Pagirinya Refugee Settlement is a refugee camp in Eastern Adjumani District in Northern Uganda.

== Background ==
Pagirinya refugee settlement, as of October 2016 was one of the newest of Uganda's refugee settlements, launched in June 2016 after the Maaji Refugee Settlements reached its full capacity and could not accommodate the great number of the refugees.

== Population ==
Pagirinya refugee settlement hosts more than 32,000 refugees displaced from South Sudan.

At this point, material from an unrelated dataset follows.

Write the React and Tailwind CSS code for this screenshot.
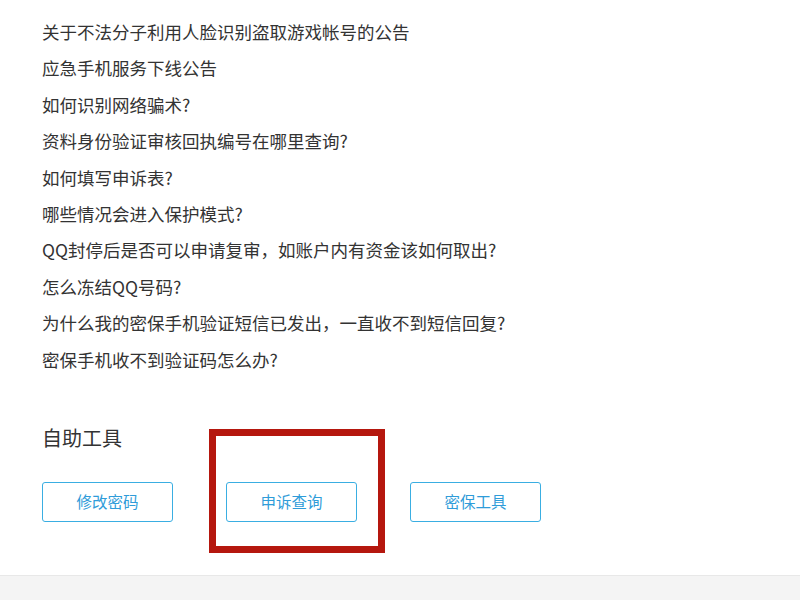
import React from "react";

const questions = [
  "关于不法分子利用人脸识别盗取游戏帐号的公告",
  "应急手机服务下线公告",
  "如何识别网络骗术?",
  "资料身份验证审核回执编号在哪里查询?",
  "如何填写申诉表?",
  "哪些情况会进入保护模式?",
  "QQ封停后是否可以申请复审，如账户内有资金该如何取出?",
  "怎么冻结QQ号码?",
  "为什么我的密保手机验证短信已发出，一直收不到短信回复?",
  "密保手机收不到验证码怎么办?",
];

const tools = ["修改密码", "申诉查询", "密保工具"];

export default function App() {
  return (
    <div
      className="relative w-[800px] h-[600px] overflow-hidden bg-white text-[#333]"
      style={{ fontFamily: '"Noto Sans CJK SC", "Noto Sans", sans-serif' }}
    >
      <div className="h-[575px] pl-[42px] pt-[14px]">
        {/* question list */}
        <ul className="flex flex-col">
          {questions.map((q) => (
            <li key={q} className="text-[17.5px] leading-[36.4px] whitespace-nowrap">
              {q}
            </li>
          ))}
        </ul>

        {/* self-service tools */}
        <h3 className="mt-[45px] text-[20px] leading-[30px]">自助工具</h3>
        <div className="mt-[29px] flex gap-[53px]">
          {tools.map((t) => (
            <button
              key={t}
              className="w-[131px] h-[40px] rounded-[3px] border border-[#3aaee2] text-[15.5px] text-[#2f9cd9] bg-white"
            >
              {t}
            </button>
          ))}
        </div>
      </div>

      {/* footer strip */}
      <div className="h-[25px] bg-[#f4f4f4] border-t border-[#e8e8e8]" />

      {/* annotation box */}
      <div className="absolute left-[209px] top-[429px] w-[176px] h-[124px] border-[7px] border-[#b5170e]" />
    </div>
  );
}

== Health and sanitation ==
A cholera outbreak hit Pagirinya refugee settlement soon after it opened which was due to the increased exposure to dirty water and unattended to water crisis at the settlement and is still a big problem to be taken care of by the Government of Uganda.

Refugees reported poor latrine coverage throughout Pagirinya refugee settlement and the locals have resorted to open defecation as a final aid to the problem facing them at the camp due to the low coverage of latrines.

== Water supply ==
Most of the refugees within Pagirinya use poor practices for handling their water sources and have a higher risk of contracting of waterborne diseases and infections as the low level of supply of water still remains a big challenge.

== Education ==
Pagirinya refugee settlement has different schools to support education for the young children, according to UNICEF Gulu Zonal Office reports. In 2016, 13 replenishment kits were distributed to Maaji Primary School which has over 3,500 pupils to support the education of the pupils.

Reports also indicate that 4,721 refugees are registered in Pagirinya Settlement in three primary schools; Pagirinya government primary school, Pariginya 1&2 feeder primary schools.

The settlement’s organized, physical design facilitates access to important facilities, including health centres and schools.

== Housing and property ==
According to REACH reports, 77% of shelter tenure is owned by the head of the household, 12% owned by the spouse and 11% owned jointly between household member. The household access to land where shelter is 99%, Accessing land in a separate plot is 3% and 1 % have no access to any land.